You wake to the news that John Lewis has died, at age 80. You read Katharine Q. Seelye's fine obituary in the New York Times to refresh your memory of his life. And you’re overwhelmed.

All you can think is: What a life! What a man!

But you do think a few other things, perhaps obvious things, because the lessons of Lewis’s life, like many important lessons, are in some ways obvious.

You think what an amazing saga the American civil rights movement was, surely one of the most notable efforts and significant achievements in our history.

You think how amazing it is that, two-thirds of the way through the 20th century, the civil rights movement was needed in the first place, and that it faced such opposition. But you also think how remarkable a movement it was, how resolute and principled. And you think of the stature and dignity and courage of its leaders.

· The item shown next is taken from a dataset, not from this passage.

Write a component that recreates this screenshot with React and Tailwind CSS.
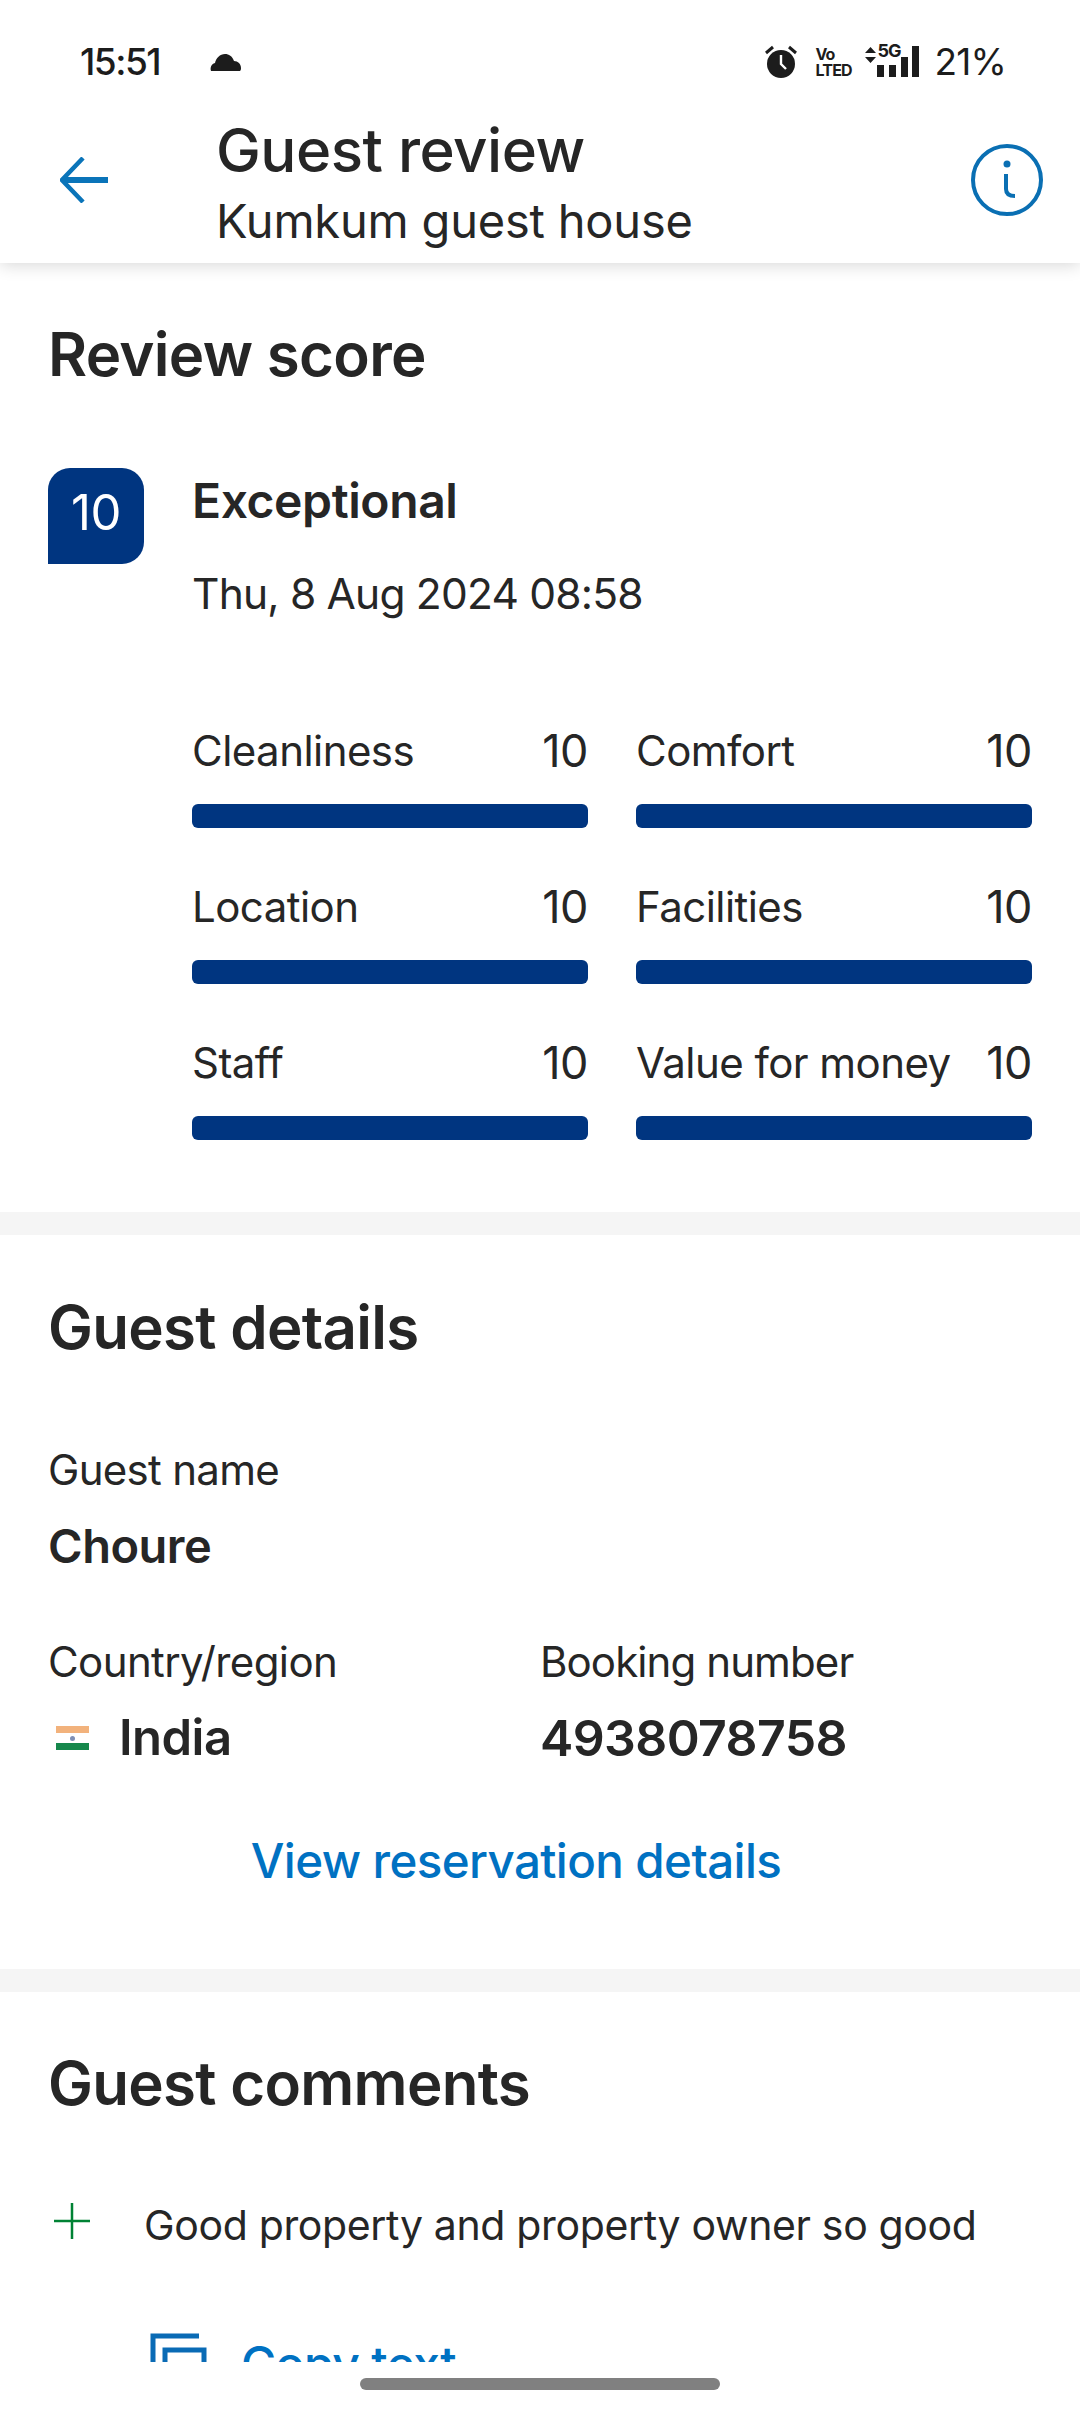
const FONT = "font-['Inter','Liberation_Sans',sans-serif]";

function Scores() {
  const rows = [
    ["Cleanliness", "Comfort"],
    ["Location", "Facilities"],
    ["Staff", "Value for money"],
  ];
  return (
    <div className="mt-[99px] ml-[144px] flex flex-col gap-[49px]">
      {rows.map((r) => (
        <div key={r[0]} className="grid grid-cols-2 gap-x-[48px]">
          {r.map((label) => (
            <div key={label}>
              <div className="flex h-[56px] items-center justify-between pt-[3px] text-[42px] tracking-[-0.55px] text-[#262626]">
                <span>{label}</span>
                <span className="text-[45px] tracking-[-0.5px]">10</span>
              </div>
              <div className="mt-[27px] h-[24px] rounded-[6px] bg-[#003580]" />
            </div>
          ))}
        </div>
      ))}
    </div>
  );
}

export default function App() {
  return (
    <div className={`${FONT} flex h-[2411px] w-[1080px] flex-col overflow-hidden bg-white text-[#262626]`}>
      <header className="relative z-10 h-[263px] shrink-0 bg-white shadow-[0_2px_16px_rgba(0,0,0,0.16)]">
        <div className="flex h-[108px] items-start justify-between pt-[36px] pl-[80px] pr-[74px]">
          <div className="flex h-[52px] items-center">
            <span className="text-[37px] font-medium tracking-[-1.5px] text-[#1c1c1c]">15:51</span>
            <svg className="ml-[50px]" width="32" height="20" viewBox="0 0 32 20">
              <path d="M1 19c-1-3 0-7 4-8 1-5 5-9 10-9 4 0 7 2 9 7 4 0 7 3 7 7 0 1 0 2-1 3z" fill="#1c1c1c" />
            </svg>
          </div>
          <div className="flex h-[52px] items-center">
            <svg width="32" height="34" viewBox="0 0 32 34">
              <circle cx="16" cy="19" r="14" fill="#1c1c1c" />
              <path d="M16 10v9l5 5" stroke="#fff" strokeWidth="2.4" fill="none" />
              <path d="M1 8 8 2M31 8 24 2" stroke="#1c1c1c" strokeWidth="3" />
            </svg>
            <div className="ml-[18px] flex w-[36px] flex-col text-[16px] font-bold leading-[16px] tracking-[-0.8px] text-[#1c1c1c]">
              <span>Vo</span>
              <span>LTED</span>
            </div>
            <div className="ml-[14px] flex h-[34px] items-start">
              <svg className="mt-[2px]" width="11" height="16" viewBox="0 0 11 16">
                <path d="M5.5 0 11 6H0zM5.500 16 0 10h11z" fill="#1c1c1c" />
              </svg>
              <div className="relative ml-[1px] h-[32px] w-[42px]">
                <span className="absolute left-0 -top-[3px] text-[18px] font-bold leading-[18px] tracking-[-1px] text-[#1c1c1c]">5G</span>
                <div className="absolute inset-0 flex items-end justify-between">
                  <i className="h-[12px] w-[7px] bg-[#1c1c1c]" />
                  <i className="h-[12px] w-[7px] bg-[#1c1c1c]" />
                  <i className="h-[20px] w-[7px] bg-[#1c1c1c]" />
                  <i className="h-[31px] w-[7px] bg-[#1c1c1c]" />
                </div>
              </div>
            </div>
            <span className="ml-[15px] text-[37px] tracking-[-0.8px] text-[#1c1c1c]">21%</span>
          </div>
        </div>
        <div className="flex h-[155px] items-start">
          <svg className="ml-[60px] mt-[49px]" width="48" height="46" viewBox="0 0 48 46">
            <path d="M23 1 2 23l21 22" fill="none" stroke="#0a74b9" strokeWidth="4.500" />
            <path d="M3 23h45" stroke="#0a74b9" strokeWidth="6" />
          </svg>
          <div className="ml-[108px] flex flex-col pt-[9px]">
            <div className="h-[66px] text-[60px] font-[450] leading-[66px] tracking-[-0.5px] text-[#262626]">Guest review</div>
            <div className="mt-[10px] h-[56px] text-[47px] leading-[56px] tracking-[-0.2px] text-[#262626]">Kumkum guest house</div>
          </div>
          <svg className="ml-auto mr-[37px] mt-[36px]" width="72" height="72" viewBox="0 0 72 72">
            <circle cx="36" cy="36" r="34" fill="none" stroke="#0a6fb3" strokeWidth="4" />
            <circle cx="36" cy="20" r="3.500" fill="#0a6fb3" />
            <path d="M35 30v15c0 5 3 7 9 7" fill="none" stroke="#0a6fb3" strokeWidth="4" />
          </svg>
        </div>
      </header>

      <main className="h-[2099px] shrink-0 overflow-hidden">
        <section className="px-[48px] pt-[59px] pb-[72px]">
          <h2 className="h-[64px] text-[60px] font-semibold leading-[64px] tracking-[-0.7px]">Review score</h2>
          <div className="mt-[82px] flex">
            <div className="flex h-[96px] w-[96px] items-center justify-center rounded-t-[22px] rounded-br-[22px] bg-[#003580] pb-[6px] text-[49px] tracking-[-0.5px] text-white">
              10
            </div>
            <div className="ml-[48px]">
              <div className="mt-[5px] h-[56px] text-[48px] font-semibold leading-[56px] tracking-[-0.4px]">Exceptional</div>
              <div className="mt-[37px] h-[56px] text-[42.500px] leading-[56px] tracking-[-0.8px]">Thu, 8 Aug 2024 08:58</div>
            </div>
          </div>
          <Scores />
        </section>

        <div className="h-[23px] bg-[#f5f5f5]" />

        <section className="pl-[48px] pr-[96px] pt-[60px] pb-[80px]">
          <h2 className="h-[64px] text-[60px] font-semibold leading-[64px] tracking-[-0.7px]">Guest details</h2>
          <div className="mt-[83px] h-[56px] text-[42px] leading-[56px] tracking-[-0.7px]">Guest name</div>
          <div className="mt-[20px] h-[56px] text-[47px] font-semibold leading-[56px] tracking-[-0.5px]">Choure</div>
          <div className="mt-[60px] flex">
            <div className="w-[492px]">
              <div className="h-[56px] text-[42px] leading-[56px] tracking-[-0.6px]">Country/region</div>
              <div className="mt-[20px] flex h-[56px] items-center">
                <div className="ml-[8px] flex h-[24px] w-[33px] flex-col">
                  <i className="h-[7px] bg-[#f2b27c]" />
                  <i className="flex h-[10px] items-center justify-center bg-white">
                    <b className="h-[5px] w-[5px] rounded-full bg-[#7f8fb5]" />
                  </i>
                  <i className="h-[7px] bg-[#16884c]" />
                </div>
                <span className="ml-[30px] text-[49px] font-semibold tracking-[-0.5px]">India</span>
              </div>
            </div>
            <div>
              <div className="h-[56px] text-[42px] leading-[56px] tracking-[-0.9px]">Booking number</div>
              <div className="mt-[20px] h-[56px] text-[50px] font-semibold leading-[56px] tracking-[-0.6px]">4938078758</div>
            </div>
          </div>
          <div className="mt-[67px] flex h-[56px] justify-center text-[47.500px] font-medium leading-[56px] tracking-[-0.6px] text-[#0071c2]">
            View reservation details
          </div>
        </section>

        <div className="h-[23px] bg-[#f5f5f5]" />

        <section className="px-[48px] pt-[59px]">
          <h2 className="h-[64px] text-[60px] font-semibold leading-[64px] tracking-[-0.7px]">Guest comments</h2>
          <div className="mt-[83px] flex h-[56px] items-center">
            <svg className="mb-[10px] ml-[6px] shrink-0" width="36" height="36" viewBox="0 0 36 36">
              <path d="M18 0v36M0 18h36" stroke="#008234" strokeWidth="2.500" />
            </svg>
            <span className="ml-[54px] text-[41px] tracking-[-0.35px]">Good property and property owner so good</span>
          </div>
          <div className="ml-[102px] mt-[79px] flex items-start">
            <svg className="shrink-0" width="57" height="60" viewBox="0 0 57 60">
              <path d="M3 60V3h46" fill="none" stroke="#0a6bb5" strokeWidth="5" />
              <path d="M15 60V17h39v43" fill="none" stroke="#0a6bb5" strokeWidth="5" />
            </svg>
            <span className="ml-[34px] mt-[1px] text-[48px] font-medium leading-[60px] tracking-[-0.6px] text-[#0071c2]">Copy text</span>
          </div>
        </section>
      </main>

      <div className="flex h-[49px] shrink-0 justify-center bg-white pt-[16px]">
        <div className="h-[12px] w-[360px] rounded-full bg-[#808080]" />
      </div>
    </div>
  );
}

Especially the courage. You think, as Churchill put it, that

Men must be judged in the testing moments of their lives. Courage is rightly esteemed the first of human qualities, because, as has been said, it is the quality which guarantees all others.

You think of that moment 55 years ago at the Edmund Pettus Bridge (soon, surely, to be renamed the John Lewis bridge), on Bloody Sunday, March 7, 1965. You think of John Lewis leading 600 people demanding the voting rights they had been denied across the bridge into a mob of state troopers in riot gear. You think of the demonstrators' silent refusal to turn back. You think of the beatings Lewis and others suffered there, and elsewhere. And you know that five months later, President Lyndon Johnson signed the Voting Rights Act into law.

You think of so much else in John Lewis’s life. You think of his lifelong commitment, after he had already done so much, to the fight for justice as he saw it. You think of his steadfast determination and personal dignity in conducting that fight.

You think of a life at once so consequential and so admirable.

And you think: Can Americans, today and tomorrow, live up to his example?